§ WORK INSTRUCTIONS
Starting with the first line of the listing, quote each line exactly until and including the one with "Terms', language: 'IT'", leaving pictures out.

§ COLLECTED DATA
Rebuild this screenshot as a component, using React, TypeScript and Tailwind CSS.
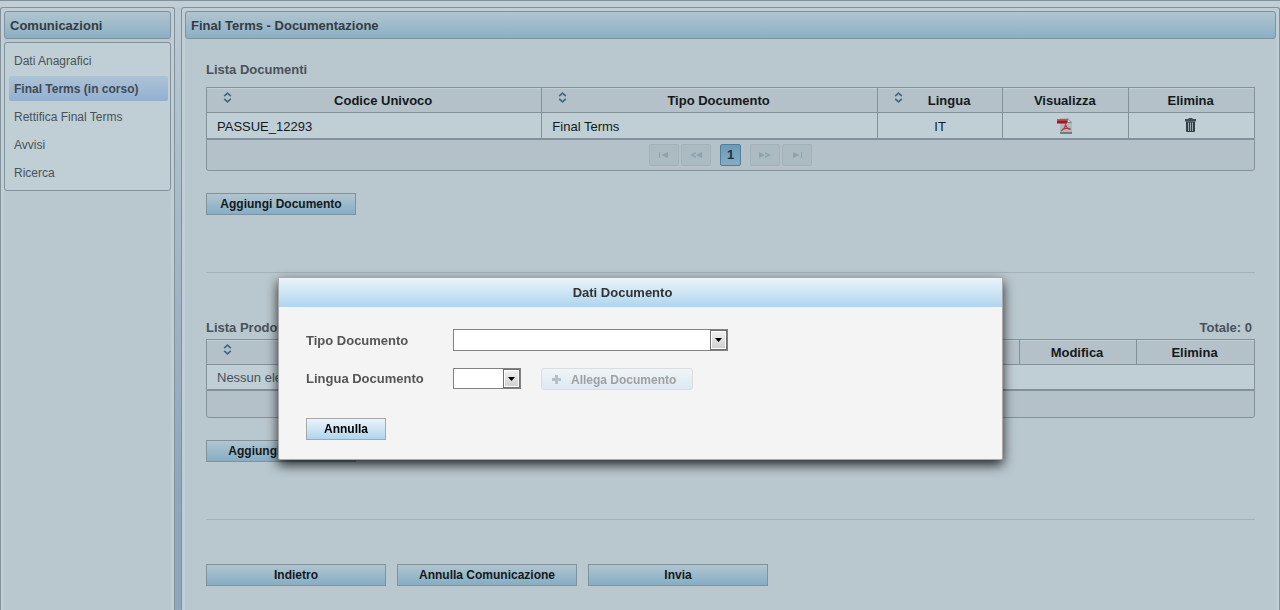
import { useState, type ReactNode } from 'react'

const menuItems = ['Dati Anagrafici', 'Final Terms (in corso)', 'Rettifica Final Terms', 'Avvisi', 'Ricerca']

const documents = [{ code: 'PASSUE_12293', type: 'Final Terms', language: 'IT' }]

function SortIcon() {
  return (
    <svg width="9" height="11" viewBox="0 0 9 11" fill="none" stroke="#3d6880" strokeWidth="1.6" aria-hidden="true">
      <path d="M1.2 4.2 4.5 1.2 7.8 4.2M1.2 6.8 4.5 9.8 7.8 6.8" />
    </svg>
  )
}

function PdfIcon() {
  return (
    <svg width="16" height="17" viewBox="0 0 16 17" aria-hidden="true">
      <path d="M3 1h8l4 4v10H3z" fill="#aeb8bd" />
      <path d="M10 1l5 5h-5z" fill="#75838b" />
      <path d="M11 2.500l2.500 2.500H11z" fill="#cdd6da" />
      <path d="M3 16h12" stroke="#1f2b32" />
      <path d="M0 2.500h10v4H0z" fill="#a81520" />
      <path d="M0 2.500h10v1.500H0z" fill="#c63a44" />
      <path d="M8.500 6.500c.3 3-1.500 5.500-4.500 7.500M8.600 8c.8 2.500 2.500 4 5 4.500M5.500 12.200c2.500-1 5-1.200 8-.3" fill="none" stroke="#b5383d" strokeWidth="1.1" />
    </svg>
  )
}

function TrashIcon() {
  return (
    <svg width="11" height="15" viewBox="0 0 11 15" aria-hidden="true">
      <path d="M3.500 0h4v1H11v2.500H0V1h3.500z" fill="#3e4b53" />
      <path d="M1 3.500h9V13a1 1 0 0 1-1 1H2a1 1 0 0 1-1-1z" fill="#323f47" />
      <path d="M3.500 4.500V13M5.500 4.500V13M7.500 4.500V13" stroke="#9aa8b0" strokeWidth="1" />
    </svg>
  )
}

function PanelTitle({ children }: { children: ReactNode }) {
  return (
    <h2 className="h-7 rounded-[3px] border border-[#82919a] bg-gradient-to-b from-[#b1c5cf] to-[#8bafc6] px-[5px] text-[13px] leading-7 font-bold text-[#333c42]">
      {children}
    </h2>
  )
}

function ActionButton({ width, children }: { width: string; children: ReactNode }) {
  return (
    <button
      type="button"
      className={`h-[22px] border border-[#82919a] bg-gradient-to-b from-[#b1c5cf] to-[#86adc5] text-center text-xs leading-5 font-bold text-[#14191c] ${width}`}
    >
      {children}
    </button>
  )
}

function HeaderCell({ width, sortable, children }: { width?: string; sortable?: boolean; children: ReactNode }) {
  return (
    <th className={`h-[25px] border border-[#82919a] bg-[#b4c1c9] p-0 pt-0.5 text-center text-[13px] leading-[22px] font-bold text-[#14191c] shadow-[inset_0_1px_0_#c0ced5] ${width ?? ''}`}>
      {sortable ? (
        <div className="flex items-start pr-[7px] pl-4">
          <span className="pt-0.5">
            <SortIcon />
          </span>
          <span className="flex-1">{children}</span>
        </div>
      ) : (
        <div className="pr-0.5">{children}</div>
      )}
    </th>
  )
}

function PageButton({ label, path }: { label: string; path: string }) {
  return (
    <button
      type="button"
      disabled
      aria-label={label}
      className="flex h-[22px] w-[30px] items-center justify-center rounded-xs border border-[#a3b1ba] bg-[#acbac2]"
    >
      <svg width="12" height="6" viewBox="0 0 12 6" fill="#8ba2af" aria-hidden="true">
        <path d={path} />
      </svg>
    </button>
  )
}

function SelectBox({ id, size, value, onChange, options }: {
  id: string
  size: string
  value: string
  onChange: (value: string) => void
  options: string[]
}) {
  return (
    <div className={`relative ${size}`}>
      <select
        id={id}
        value={value}
        onChange={(e) => onChange(e.target.value)}
        className="block h-full w-full appearance-none border border-[#828282] bg-white pr-5 pl-1 text-xs text-[#333]"
      >
        <option value=""></option>
        {options.map((o) => (
          <option key={o}>{o}</option>
        ))}
      </select>
      <span className="pointer-events-none absolute inset-y-px right-px flex w-[17px] items-center justify-center border border-[#707070] bg-gradient-to-b from-[#f2f2f2] to-[#cfcfcf] shadow-[inset_0_0_0_1px_#fff]">
        <svg width="7" height="4" viewBox="0 0 7 4" aria-hidden="true">
          <path d="M0 0h7L3.500 4z" fill="#000" />
        </svg>
      </span>
    </div>
  )
}

export default function App() {
  const [active, setActive] = useState('Final Terms (in corso)')
  const [docType, setDocType] = useState('')
  const [language, setLanguage] = useState('')

  return (
    <div className="flex h-screen flex-col overflow-hidden bg-[#c0ced5] font-['Liberation_Sans',Arial,sans-serif]">
      <div className="h-px shrink-0 bg-[#82919a]" />

      <div className="mt-1.5 flex min-h-0 flex-1 bg-gradient-to-b from-[#bccad3] to-[#8fa6bc] to-80%">
        {/* Sidebar */}
        <aside className="w-[175px] shrink-0 rounded-t-[3px] border border-b-0 border-[#82919a] bg-[#c0ced5] px-[3px] pt-[3px]">
          <div className="flex h-full flex-col bg-[#b9c7ce]">
            <PanelTitle>Comunicazioni</PanelTitle>
            <nav className="mt-[3px] flex flex-col gap-[3px] rounded-[3px] border border-[#82919a] bg-[#c0ced5] py-[5px] pr-0.5 pl-1">
              {menuItems.map((item) => (
                <a
                  key={item}
                  href="#"
                  onClick={() => setActive(item)}
                  className={`block h-[25px] rounded-xs px-[5px] text-xs leading-[26px] ${
                    item === active
                      ? 'bg-gradient-to-b from-[#adc2d5] to-[#93b0d3] font-bold text-[#3f4b55]'
                      : 'text-[#48525a]'
                  }`}
                >
                  {item}
                </a>
              ))}
            </nav>
          </div>
        </aside>

        {/* Main panel */}
        <main className="ml-1.5 min-w-0 flex-1 rounded-t-[3px] border border-b-0 border-[#82919a] bg-[#c0ced5] px-[3px] pt-[3px]">
          <div className="h-full bg-[#b9c7ce]">
            <PanelTitle>Final Terms - Documentazione</PanelTitle>

            <div className="px-[21px] pt-[21px]">
              <h3 className="text-[13px] leading-5 font-bold text-[#48525a]">Lista Documenti</h3>
              <table className="mt-[7px] w-full table-fixed border-collapse text-[13px] text-[#14191c]">
                <thead>
                  <tr>
                    <HeaderCell width="w-[32%]" sortable>Codice Univoco</HeaderCell>
                    <HeaderCell width="w-[32%]" sortable>Tipo Documento</HeaderCell>
                    <HeaderCell width="w-[12%]" sortable>Lingua</HeaderCell>
                    <HeaderCell width="w-[12%]">Visualizza</HeaderCell>
                    <HeaderCell width="w-[12%]">Elimina</HeaderCell>
                  </tr>
                </thead>
                <tbody>
                  {documents.map((d) => (
                    <tr key={d.code} className="bg-[#c0ced5]">
                      <td className="h-[26px] border border-[#82919a] px-2.5 pt-0.5 pb-0">{d.code}</td>
                      <td className="border border-[#82919a] px-2.5 pt-0.5 pb-0">{d.type}</td>
                      <td className="border border-[#82919a] p-0 pt-0.5 text-center">{d.language}</td>
                      <td className="border border-[#82919a] p-0 pr-0.5">
                        <button type="button" aria-label="Visualizza" className="mx-auto block">
                          <PdfIcon />
                        </button>
                      </td>
                      <td className="border border-[#82919a] p-0 pr-0.5">
                        <button type="button" aria-label="Elimina" className="mx-auto block">
                          <TrashIcon />
                        </button>
                      </td>
                    </tr>
                  ))}
                </tbody>
              </table>
              <div className="flex h-8 items-center justify-center rounded-b-[3px] border border-[#82919a] bg-[#b4c1c9]">
                <div className="flex gap-0.5">
                  <PageButton label="Prima pagina" path="M1 0h1v6H1zM10 0v6L3.500 3z" />
                  <PageButton label="Pagina precedente" path="M6 0v1.800L3 3l3 1.200V6L0 3zM12 0v6L6 3z" />
                </div>
                <button
                  type="button"
                  className="mx-[9px] h-[22px] w-[21px] rounded-xs border border-[#4f7f9b] bg-gradient-to-b from-[#6b9bb7] to-[#85acc2] text-center text-[13px] leading-5 font-bold text-[#22323c]"
                >
                  1
                </button>
                <div className="flex gap-0.5">
                  <PageButton label="Pagina successiva" path="M0 0v6l6-3zM6 0v1.800L9 3 6 4.200V6l6-3z" />
                  <PageButton label="Ultima pagina" path="M2 0v6l6.500-3zM10 0h1v6h-1z" />
                </div>
              </div>

              <div className="mt-[22px] flex">
                <ActionButton width="w-[150px]">Aggiungi Documento</ActionButton>
              </div>

              <hr className="mt-[57px] border-[#a4b2ba]" />

              <div className="mt-[45px] flex justify-between pr-[3px] text-[13px] leading-5 font-bold text-[#48525a]">
                <h3>Lista Prodotti</h3>
                <span>Totale: 0</span>
              </div>
              <table className="mt-px w-full table-fixed border-collapse text-[13px] text-[#48525a]">
                <thead>
                  <tr>
                    <HeaderCell sortable>Codice ISIN</HeaderCell>
                    <HeaderCell sortable>Denominazione</HeaderCell>
                    <HeaderCell width="w-[117px]">Modifica</HeaderCell>
                    <HeaderCell width="w-[118px]">Elimina</HeaderCell>
                  </tr>
                </thead>
                <tbody>
                  <tr className="bg-[#c0ced5]">
                    <td colSpan={4} className="h-[25px] border border-[#82919a] px-2.5 pt-0.5 pb-0">
                      Nessun elemento
                    </td>
                  </tr>
                </tbody>
              </table>
              <div className="h-7 rounded-b-[3px] border border-[#82919a] bg-[#b4c1c9]" />

              <div className="mt-[22px] flex">
                <ActionButton width="w-[150px]">Aggiungi Prodotto</ActionButton>
              </div>

              <hr className="mt-[57px] border-[#a4b2ba]" />

              <div className="mt-11 flex gap-[11px]">
                <ActionButton width="w-[180px]">Indietro</ActionButton>
                <ActionButton width="w-[180px]">Annulla Comunicazione</ActionButton>
                <ActionButton width="w-[180px]">Invia</ActionButton>
              </div>
            </div>
          </div>
        </main>
      </div>

      {/* Document dialog */}
      <div className="fixed inset-x-0 top-[277px] flex justify-center pl-px">
        <div
          role="dialog"
          aria-labelledby="dialog-title"
          className="w-[725px] rounded-xs border border-[#a8a8a8] bg-[#f4f4f4] shadow-[0_5px_12px_0_rgba(0,0,0,0.8)]"
        >
          <h2
            id="dialog-title"
            className="h-[29px] bg-gradient-to-b from-[#ebf4fa] to-[#afd5ee] pr-9 text-center text-[13px] leading-[30px] font-bold text-[#333]"
          >
            Dati Documento
          </h2>
          <form className="px-[27px] pt-[22px] pb-[19px] text-[13px] font-bold text-[#555]" onSubmit={(e) => e.preventDefault()}>
            <div className="flex items-start">
              <label htmlFor="doc-type" className="h-[22px] w-[147px] leading-6">Tipo Documento</label>
              <SelectBox id="doc-type" size="h-[22px] w-[275px]" value={docType} onChange={setDocType} options={['Final Terms']} />
            </div>
            <div className="mt-[17px] flex items-start">
              <label htmlFor="doc-language" className="h-[22px] w-[147px] leading-[22px]">Lingua Documento</label>
              <SelectBox id="doc-language" size="h-[21px] w-[68px]" value={language} onChange={setLanguage} options={['IT', 'EN']} />
              <button
                type="button"
                disabled
                className="ml-5 flex h-[22px] w-[152px] items-center rounded-[3px] border border-[#d9dee1] bg-gradient-to-b from-[#f0f4f7] to-[#dce9f2] pl-2.5 text-xs leading-[22px] font-bold text-[#a0a0a0]"
              >
                <svg width="9" height="9" viewBox="0 0 9 9" fill="#b4c1c9" aria-hidden="true">
                  <path d="M3 0h3v3h3v3H6v3H3V6H0V3h3z" />
                </svg>
                <span className="ml-2.5 pt-0.5">Allega Documento</span>
              </button>
            </div>
            <button
              type="button"
              className="mt-7 block h-[22px] w-20 border border-[#a8a8a8] bg-gradient-to-b from-[#ebf4fa] to-[#afd5ee] text-center text-xs leading-5 font-bold text-black"
            >
              Annulla
            </button>
          </form>
        </div>
      </div>
    </div>
  )
}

§ ANSWER TO THIS TASK
Rebuild this screenshot as a component, using React, TypeScript and Tailwind CSS.
import { useState, type ReactNode } from 'react'

const menuItems = ['Dati Anagrafici', 'Final Terms (in corso)', 'Rettifica Final Terms', 'Avvisi', 'Ricerca']

const documents = [{ code: 'PASSUE_12293', type: 'Final Terms', language: 'IT' }]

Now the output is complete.